Kalkbreitestrasse 33, www.peddler.ch
Ramon Schalch
When Ramon Schalch fell in love with Colombia three years ago, coffee suddenly became more than aluminum capsules. Fascinated by the drink and its value creation chain, he abandoned his plan to work in sports marketing, and turned his newly discovered passion into his profession instead. Today, Schalch manages the ViCafé Espresso Bars. The branch at Bellevue is probably Zurich’s smallest café – but the one with the roomiest terrace. Right across the street is the city’s largest square, the Sechseläutenplatz, where ViCafé patrons can drink their latte, flat white, espresso, or cappuccino on the square’s public seating, while enjoying the view of the Opera House and the lake. Often, manager Schalch is personally behind the counter, preparing drinks for the waiting clients. In quieter moments though, the 32-year old is also happy to tell of his travels to the remote places where he visits coffee farmers. He’s always after the best quality produce, because “Coffee truly is my passion,” he says.

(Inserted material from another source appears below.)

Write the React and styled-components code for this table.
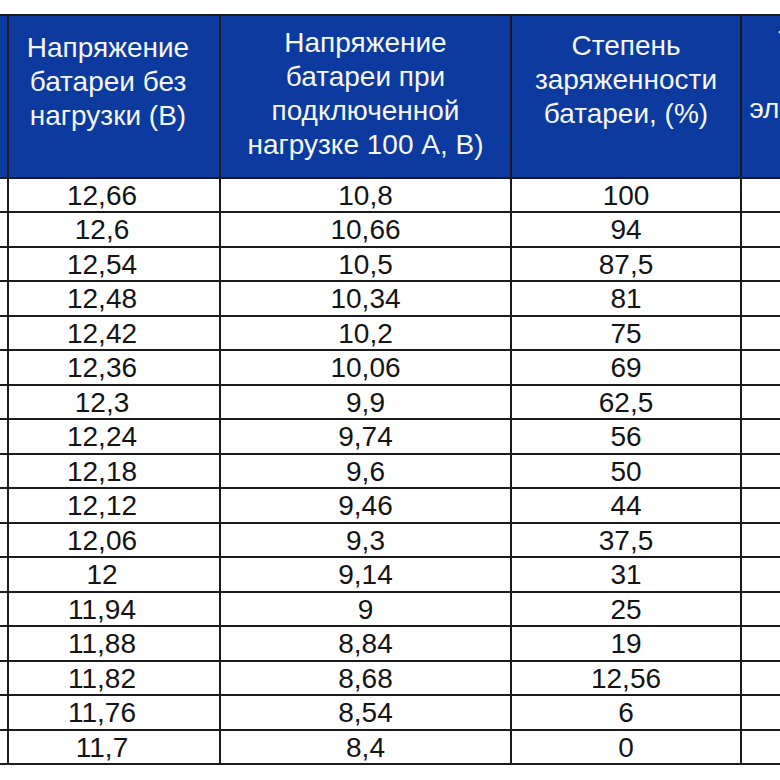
import React from 'react';
import styled, { createGlobalStyle } from 'styled-components';

const GlobalStyle = createGlobalStyle`
  html, body {
    margin: 0;
    padding: 0;
    background: #ffffff;
    overflow: hidden;
  }
  body {
    font-family: "Liberation Sans", Arial, sans-serif;
  }
`;

const Page = styled.div`
  width: 780px;
  height: 780px;
  overflow: hidden;
  padding-top: 14px;
  box-sizing: border-box;
`;

const Table = styled.div`
  display: grid;
  grid-template-columns: 100px 210px 289px 228px 237px;
  grid-template-rows: 161px repeat(17, 32.47px);
  gap: 2px;
  width: max-content;
  margin-left: -95px;
  background: #1b1b1f;
  border: 2px solid #1b1b1f;
`;

const HeadCell = styled.div`
  background: #0c3a9e;
  color: #f4f6fb;
  font-size: 28px;
  line-height: 34px;
  text-align: center;
  padding: ${(p) => p.$top || 14}px ${(p) => p.$right || 0}px 0 ${(p) => p.$left || 0}px;
  white-space: nowrap;
  overflow: hidden;
`;

const Cell = styled.div`
  background: #ffffff;
  color: #141414;
  font-size: 28px;
  line-height: 33px;
  text-align: center;
  padding-right: ${(p) => p.$right || 0}px;
`;

const rows = [
  ['12,66', '10,8', '100'],
  ['12,6', '10,66', '94'],
  ['12,54', '10,5', '87,5'],
  ['12,48', '10,34', '81'],
  ['12,42', '10,2', '75'],
  ['12,36', '10,06', '69'],
  ['12,3', '9,9', '62,5'],
  ['12,24', '9,74', '56'],
  ['12,18', '9,6', '50'],
  ['12,12', '9,46', '44'],
  ['12,06', '9,3', '37,5'],
  ['12', '9,14', '31'],
  ['11,94', '9', '25'],
  ['11,88', '8,84', '19'],
  ['11,82', '8,68', '12,56'],
  ['11,76', '8,54', '6'],
  ['11,7', '8,4', '0'],
];

const App = () => (
  <>
    <GlobalStyle />
    <Page>
      <Table>
        <HeadCell />
        <HeadCell $top={15} $right={12}>
          Напряжение<br />батареи без<br />нагрузки (В)
        </HeadCell>
        <HeadCell $top={10}>
          Напряжение<br />батареи при<br />подключенной<br />нагрузке 100 А, В)
        </HeadCell>
        <HeadCell $top={13}>
          Степень<br />заряженности<br />батареи, (%)
        </HeadCell>
        <HeadCell $top={8} $left={5}>
          Температура<br />замерзания<br />электролита, (°С)
        </HeadCell>
        {rows.map((r, i) => (
          <React.Fragment key={i}>
            <Cell />
            <Cell $right={24}>{r[0]}</Cell>
            <Cell>{r[1]}</Cell>
            <Cell>{r[2]}</Cell>
            <Cell />
          </React.Fragment>
        ))}
      </Table>
    </Page>
  </>
);

export default App;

Bellevue, Theaterstrasse 14
Wiedikon, Birmensdorferstrasse 240
www.vicafe.ch
Sami Khouri
Sami Khouri’s friends say that he acts on his ideas. That his name stands for surprises. And that he can be counted on for good company, good music, and lots of action. The 32-year-old entrepreneur has a habit of mobilizing his friends to create culinary worlds – though his pop-ups last only temporarily. He may open his doors in an industrial complex, a basement, or some forgotten corner of the city, but hearing about where they’re up and running is not always easy. Perhaps your best bet is to head for the Palestine Grill, his permanent eatery in Zurich’s red light district, the Langstrasse. As you order the “Friedensplatte” (peace platter) with home-made falafel (Mama Khouri’s own recipe!), roasted eggplant, hummus, and pita bread, you might also get wind of the newest pop-up venture, the current location of the food truck, or the 5-course menu that will color the up-coming boxing match.

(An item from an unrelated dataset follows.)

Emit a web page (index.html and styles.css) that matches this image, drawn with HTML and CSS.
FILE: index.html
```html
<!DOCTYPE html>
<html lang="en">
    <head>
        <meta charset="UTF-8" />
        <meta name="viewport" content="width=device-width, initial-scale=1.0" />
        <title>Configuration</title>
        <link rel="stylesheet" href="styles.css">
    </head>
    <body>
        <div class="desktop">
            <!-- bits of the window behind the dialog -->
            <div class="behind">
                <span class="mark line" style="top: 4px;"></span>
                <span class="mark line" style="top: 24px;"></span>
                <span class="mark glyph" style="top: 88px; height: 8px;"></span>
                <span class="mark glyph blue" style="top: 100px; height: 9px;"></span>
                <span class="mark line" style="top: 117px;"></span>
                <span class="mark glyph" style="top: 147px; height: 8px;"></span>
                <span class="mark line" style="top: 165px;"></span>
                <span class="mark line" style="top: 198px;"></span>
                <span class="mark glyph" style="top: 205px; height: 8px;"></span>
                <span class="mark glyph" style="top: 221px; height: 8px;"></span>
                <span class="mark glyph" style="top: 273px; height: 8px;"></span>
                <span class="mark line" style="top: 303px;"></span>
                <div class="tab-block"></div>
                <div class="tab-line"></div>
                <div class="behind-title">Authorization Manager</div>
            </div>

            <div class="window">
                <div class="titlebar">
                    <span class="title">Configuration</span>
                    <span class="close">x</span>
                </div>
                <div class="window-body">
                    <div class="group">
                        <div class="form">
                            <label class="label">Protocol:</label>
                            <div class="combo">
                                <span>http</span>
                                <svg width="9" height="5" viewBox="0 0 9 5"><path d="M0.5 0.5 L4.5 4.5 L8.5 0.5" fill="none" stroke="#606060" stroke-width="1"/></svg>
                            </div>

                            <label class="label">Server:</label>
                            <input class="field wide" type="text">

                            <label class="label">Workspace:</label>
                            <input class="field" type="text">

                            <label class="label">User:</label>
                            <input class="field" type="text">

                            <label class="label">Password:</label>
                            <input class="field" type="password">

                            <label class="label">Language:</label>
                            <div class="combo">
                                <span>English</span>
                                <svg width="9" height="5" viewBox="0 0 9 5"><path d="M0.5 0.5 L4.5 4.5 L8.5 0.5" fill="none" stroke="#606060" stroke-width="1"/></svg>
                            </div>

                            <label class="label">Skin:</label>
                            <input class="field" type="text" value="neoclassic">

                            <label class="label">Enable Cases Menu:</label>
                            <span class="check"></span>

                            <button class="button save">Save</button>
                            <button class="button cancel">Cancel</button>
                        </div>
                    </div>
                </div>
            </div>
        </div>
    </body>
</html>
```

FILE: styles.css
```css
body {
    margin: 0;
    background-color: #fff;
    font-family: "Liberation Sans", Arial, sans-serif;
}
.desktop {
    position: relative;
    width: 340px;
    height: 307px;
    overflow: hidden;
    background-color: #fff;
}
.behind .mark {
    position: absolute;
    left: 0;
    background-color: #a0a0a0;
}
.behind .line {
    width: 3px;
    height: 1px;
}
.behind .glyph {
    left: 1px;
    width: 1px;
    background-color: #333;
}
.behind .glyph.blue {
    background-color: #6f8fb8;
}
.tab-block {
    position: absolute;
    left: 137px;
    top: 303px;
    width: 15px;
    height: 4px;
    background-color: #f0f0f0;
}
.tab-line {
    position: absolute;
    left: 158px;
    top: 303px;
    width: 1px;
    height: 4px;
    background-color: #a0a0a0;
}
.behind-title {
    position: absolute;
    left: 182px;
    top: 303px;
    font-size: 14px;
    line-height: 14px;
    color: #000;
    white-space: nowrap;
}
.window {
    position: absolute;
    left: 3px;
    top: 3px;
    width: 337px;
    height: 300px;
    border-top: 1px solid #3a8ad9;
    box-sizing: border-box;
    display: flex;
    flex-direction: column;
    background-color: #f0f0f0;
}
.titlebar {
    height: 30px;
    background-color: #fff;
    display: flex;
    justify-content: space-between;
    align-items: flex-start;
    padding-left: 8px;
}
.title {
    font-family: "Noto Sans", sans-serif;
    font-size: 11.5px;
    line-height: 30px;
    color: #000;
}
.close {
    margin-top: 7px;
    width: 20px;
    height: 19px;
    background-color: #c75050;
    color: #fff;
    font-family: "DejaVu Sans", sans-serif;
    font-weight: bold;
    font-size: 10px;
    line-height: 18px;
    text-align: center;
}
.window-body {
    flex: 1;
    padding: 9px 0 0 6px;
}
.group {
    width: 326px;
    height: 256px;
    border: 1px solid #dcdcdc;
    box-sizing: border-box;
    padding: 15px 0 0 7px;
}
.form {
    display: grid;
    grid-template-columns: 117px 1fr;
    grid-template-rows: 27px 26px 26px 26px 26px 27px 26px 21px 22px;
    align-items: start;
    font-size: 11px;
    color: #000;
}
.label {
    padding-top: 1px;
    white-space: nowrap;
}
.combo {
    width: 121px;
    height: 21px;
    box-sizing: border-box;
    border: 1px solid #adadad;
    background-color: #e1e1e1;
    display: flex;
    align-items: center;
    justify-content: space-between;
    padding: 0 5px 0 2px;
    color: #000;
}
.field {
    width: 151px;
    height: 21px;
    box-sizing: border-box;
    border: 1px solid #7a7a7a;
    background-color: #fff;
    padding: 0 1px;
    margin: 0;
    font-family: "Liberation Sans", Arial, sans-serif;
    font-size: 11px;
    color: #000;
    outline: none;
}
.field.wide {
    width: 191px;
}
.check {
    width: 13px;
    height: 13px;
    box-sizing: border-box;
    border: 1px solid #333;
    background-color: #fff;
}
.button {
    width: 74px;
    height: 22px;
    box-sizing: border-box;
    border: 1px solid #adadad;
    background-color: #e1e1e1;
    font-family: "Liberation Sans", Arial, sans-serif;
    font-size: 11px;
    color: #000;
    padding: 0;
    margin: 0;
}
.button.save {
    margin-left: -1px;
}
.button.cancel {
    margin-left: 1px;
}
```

Langstrasse 92, www.palestinegrill.com
Tiffany Kappeler
After much deliberation, entrepreneur and avid traveler Tiffany Kappeler settled on the name “Sasou” for her establishment, a word that played on the German words for juice – “Saft” – and soup – “Suppe.” Besides freshly pressed juices and home-made vegan soups, she also sells fresh smoothies and snacks. In summer, her hot soup is replaced by picnic delicacies such as generously stuffed hummus wraps with cashew cheese. The vegan raspberry mousse with cashew nuts, agave syrup, and coconut butter is another favorite, as is the carrot and chocolate cake. The smoothies are so good, they’re addictive; “Good Vibrations” combines apple, fennel, and peppermint for pure refreshment; the “Smooth Criminal”, made of banana, mango, almond cream, and lemon – is a nutritious meal. A former flight attendant, Kappeler realized a dream when she opened Sasou. Nowadays, she even offers a “juice pass,” for those staying a little longer in the city.

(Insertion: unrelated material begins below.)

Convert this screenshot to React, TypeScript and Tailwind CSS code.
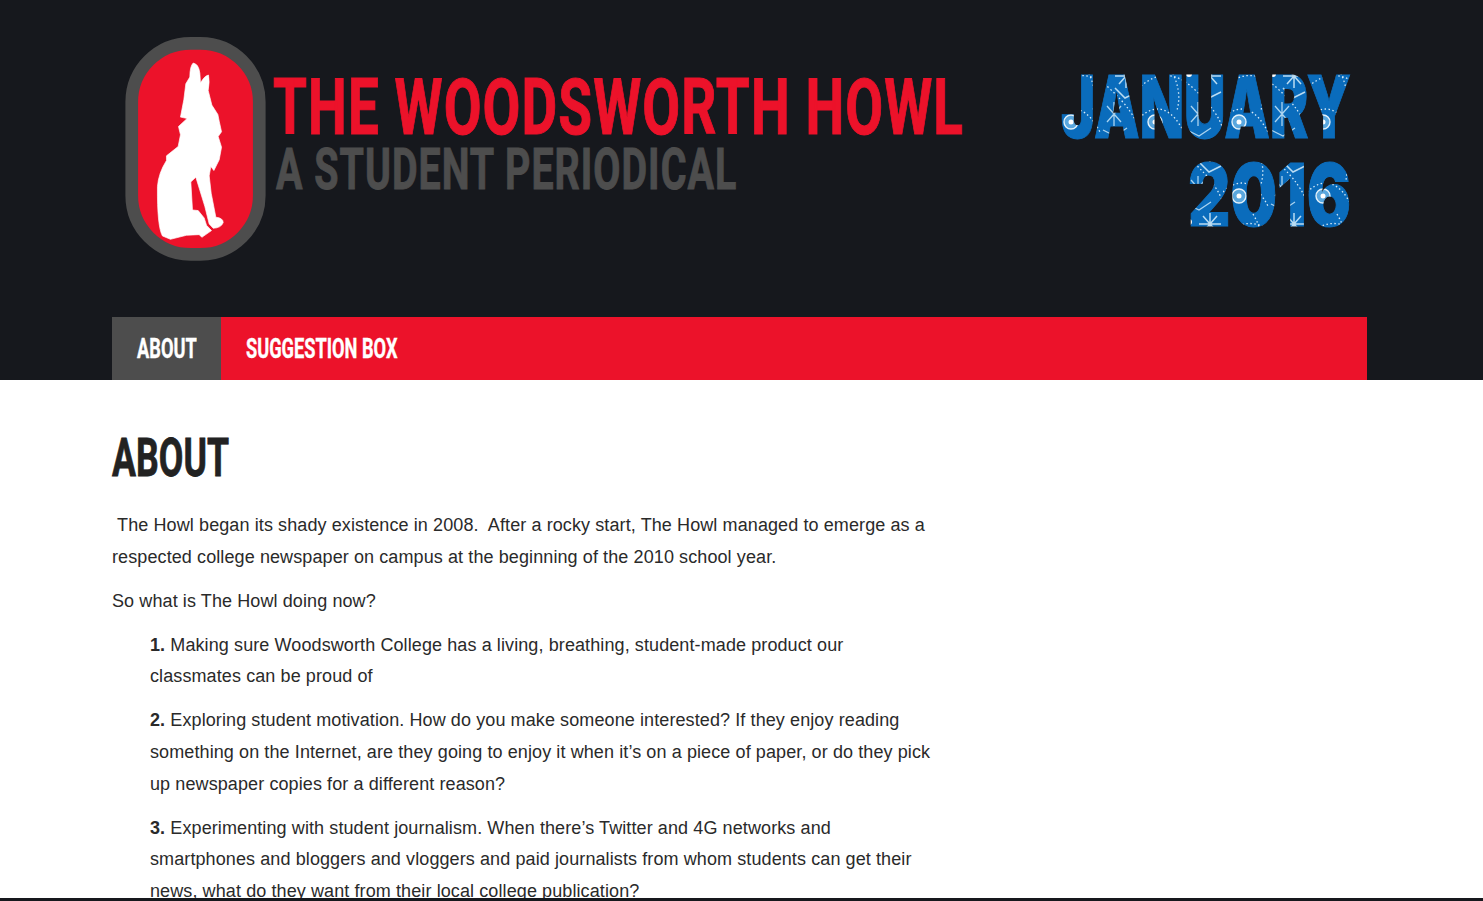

Neugasse 41, T. +41 44 271 47 47, www.sasou.ch
Rico Fanchini, Peter Grünenfelder & Pipo Schreiber
Wanting to try something new, and because all three men loved Vietnamese cuisine, restaurateur Rico Fanchini, actor Peter Grünenfelder, and lighting technician Pipo Schreiber opened the “Coming Soon,”a Vietnamese restaurant in Zurich’s lively “Kreis 4” neighborhood. After any main course, the tables here are cluttered with empty plastic bowls, little cups, and oval plates – all in pastel colors – as well as squeezed-out lemons, chili peppers, used chopsticks, and Asian spoons. And while the color palette is stunning, it’s the flavors that really make a visit worthwhile. The sweet-spicy crab bouillon with pork mince, rice noodles, tomatoes, and herbs is fantastic, as is the slightly sour, but highly aromatic Pho Bo, a specialty made of beef stock, strips of beef and noodles. Leave room for dessert, though, even if the choice between green sticky rice with sesame, cassava cake, or warm coconut milk with banana and sweet potato will be difficult.
Rolandstrasse 9, T. +41 44 545 61 14, www.comingsoon.ch
As diverse as their menus are, the young kitchen crusaders described above have one thing in common: they all break with a linear career path. Some might call it a trend, but that term’s too ephemeral, too transitory. Perhaps what connects them is better described as an attitude, a grassroots movement even. And is there a better compliment to a city than having its up-and-coming generation see it as fertile ground to be worked and shaped? More than that even, it is a testament to both, the creative minds who follow their vision, and a prime location that gives them space to grow.